Growth is fairly dark now; probably don't need it. Plus, that stuff has glucose carbon in it; better would be an inorganic version like Ken't Manganese+Iron. Or a rusty nail.
What does glucose carbon do that's bad? Though a rusty nail would be cheaper.
It's like carbon/sugar dosing.
I've had this scrubber going for 6 months now. It grows algae, but not hair algae. For months it didn't seem to matter, the water always tested good. In the last couple of weeks Cyano has starting growing on the sand and some hair algae has started growing in the tank. I did a fairly large water change, it did not seem to slow the Cyano growth at all.
I made a change to the waterfall. Previously it had ~15 degree angle to reduced the sound of water splashing. Thinking that it might be restricting the air interface, I made it vertical. So far it has not made any difference in the algae type, color, growth, but it is louder. I also tried dosing a very small amount of Ferrous Sulfate, Iron, carbon/sugar. I added 28 mg to 5 gallons of the auto top off reservoir.
What I can't get my head around is this exact setup in fresh water worked perfectly. Why isn't it working when adding salt?

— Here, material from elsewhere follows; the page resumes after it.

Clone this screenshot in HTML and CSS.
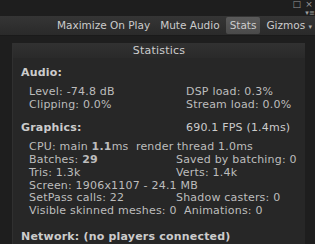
FILE: index.html
```html
<!DOCTYPE html>
<html>
<head>
  <title>Game View Stats</title>
  <link rel="stylesheet" href="styles.css">
</head>
<body>
<div id="window">
  <div class="winbar">
    <span class="winicon">&#9633;</span><span class="winicon">&#215;</span>
  </div>
  <div class="menubar"><span class="menuicon">&#9662;&#8801;</span></div>
  <div class="toolbar">
    <span class="tool">Maximize On Play</span>
    <span class="tool">Mute Audio</span>
    <span class="tool active">Stats</span>
    <span class="tool last">Gizmos <span class="arrow">&#9662;</span></span>
  </div>

  <div class="panel">
    <div class="panel-title">Statistics</div>

    <div class="head">Audio:</div>
    <div class="row two audio">
      <span class="col1">Level: -74.8 dB</span><span>DSP load: 0.3%</span>
    </div>
    <div class="row two audio">
      <span class="col1">Clipping: 0.0%</span><span>Stream load: 0.0%</span>
    </div>

    <div class="head headrow">
      <span class="col0">Graphics:</span><span class="fps">690.1 FPS (1.4ms)</span>
    </div>
    <div class="row">CPU: main <b>1.1</b>ms&nbsp; render thread 1.0ms</div>
    <div class="row two gfx">
      <span class="col1">Batches: <b>29</b></span><span>Saved by batching: 0</span>
    </div>
    <div class="row two gfx">
      <span class="col1">Tris: 1.3k</span><span>Verts: 1.4k</span>
    </div>
    <div class="row">Screen: 1906x1107 - 24.1 MB</div>
    <div class="row two gfx">
      <span class="col1">SetPass calls: 22</span><span>Shadow casters: 0</span>
    </div>
    <div class="row">Visible skinned meshes: 0&nbsp; Animations: 0</div>

    <div class="head net">Network: (no players connected)</div>
  </div>
</div>
</body>
</html>
```

FILE: styles.css
```css
body {
  margin: 0;
  background-color: #1e1e1e;
  font-family: "DejaVu Sans", Verdana, sans-serif;
  font-size: 11px;
  letter-spacing: 0.2px;
  color: #bdbdbd;
  overflow: hidden;
}
#window {
  width: 315px;
  height: 244px;
}
.winbar {
  height: 10px;
  display: flex;
  justify-content: flex-end;
  gap: 4px;
  padding-right: 2px;
  font-size: 9px;
  line-height: 9px;
  color: #9a9a9a;
}
.menubar {
  height: 6px;
  display: flex;
  justify-content: flex-end;
  font-size: 7px;
  line-height: 6px;
  color: #a0a0a0;
}
.toolbar {
  height: 19px;
  display: flex;
  justify-content: flex-end;
  align-items: center;
  gap: 2px;
  background: linear-gradient(#353535, #2a2a2a);
  border-bottom: 1px solid #1a1a1a;
  padding-right: 2px;
  font-size: 10.5px;
  letter-spacing: 0;
  color: #cccccc;
}
.tool {
  padding: 2px 4px 3px 4px;
  white-space: nowrap;
}
.tool.last {padding-right: 1px;}
.tool.active {
  background: linear-gradient(#5a5a5a, #4a4a4a);
  border-radius: 2px;
}
.arrow {font-size: 7px; color: #aaa;}

.panel {
  margin: 7px 10px 0 12px;
  background-color: #272727;
  border-left: 1px solid #303030;
  height: 210px;
  padding-left: 8px;
}
.panel-title {
  text-align: center;
  height: 15px;
  line-height: 15px;
  margin-left: -8px;
  background: linear-gradient(#313131, #2a2a2a);
  color: #cccccc;
}
.head {
  font-weight: bold;
  color: #cccccc;
  margin-top: 8px;
  line-height: 13px;
}
.row {
  padding-left: 8px;
  line-height: 12.7px;
  white-space: nowrap;
}
.row.two {display: flex;}
.row b {font-weight: bold;}
.head + .row {margin-top: 7px;}
.audio .col1 {width: 157px;}
.gfx .col1 {width: 147px;}
.headrow {display: flex; margin-top: 10px;}
.headrow .col0 {width: 165px;}
.fps {font-weight: normal;}
.net {margin-top: 12px;}
```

FW is always easier to grow, I think because spirogyra is a very thin hair algae and blocks the least amount of light, and allows the most nutrient flow in/out of it. The salt in SW seems to allow thicker/darker growth to occur, which is great if you are making oil.
Your pictures now show very dark slime, which means it's trying to work but just needs more light. So max out the light, 24 hours (no timer), as near as possible to the screen. And clean the black slime as soon as it covers the screen.
Ok, I used a toothbrush to clean half the screen to almost bare and added a second Gem5. Here's hoping.
Clean the whole thing. You don't want any of that black slime on anything.
Well this week I scrapped the screen every other day all week after brushing 1/2 the screen almost clean. 7 days later is looks exactly the same as it did last week. It still looks black until you shine a light on it, then it's green. I don't know if its just a natural cycle or scraping the screen more, but the cyano is almost gone. More hair algae in the tank though.
I scraped the screen clean, brushed it, and I got out the hole saw again. Lets see what it looks like next week.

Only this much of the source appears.